Diesel Fuel Transfer Pump 12 Volt: Your Essential Guide to Portable Power & Performance

Selecting and using a reliable 12-volt diesel fuel transfer pump is the most efficient and practical solution for safely moving diesel fuel in remote locations, on job sites, for agricultural use, or simply refueling equipment away from fixed fuel stations. These versatile DC-powered pumps eliminate the need for AC power or manual hand pumping, offering significant speed, convenience, and reduced physical strain.
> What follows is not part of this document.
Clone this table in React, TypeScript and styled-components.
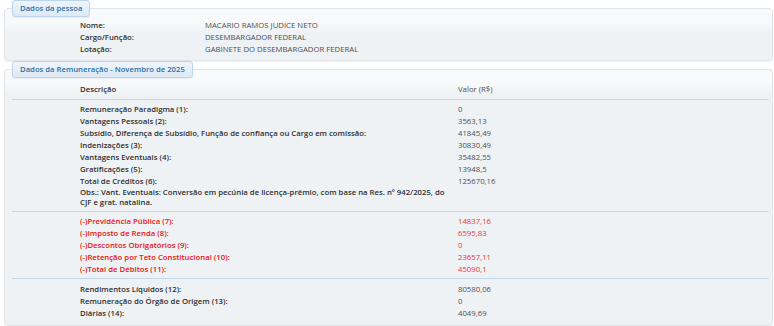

Understanding the Core Function & Key Applications

A 12-volt diesel fuel transfer pump is an electrically powered device designed specifically to transfer diesel fuel from one container or tank to another. It operates using the 12-volt direct current (DC) power readily available from vehicles, trucks, tractors, boats, or standalone batteries. This portability is its defining advantage. Common applications include:

  • Transferring fuel from a bulk storage tank (like a home heating oil tank or farm diesel tank) into equipment. Refueling tractors, generators, construction machinery, or trucks on-site.
  • Moving fuel from a large transport container (IBC tote, drum) into smaller storage tanks or directly into vehicle tanks. Common for logistics or fleet management.
  • Refueling boats from onshore diesel drums or tanks. Essential for marinas or boat owners without fixed dockside fueling.
  • Draining fuel tanks for maintenance, equipment relocation, or decommissioning.
  • Fueling generators or heaters in remote locations like construction sites or events.
  • Managing auxiliary fuel tanks on trucks, RVs, or service vehicles.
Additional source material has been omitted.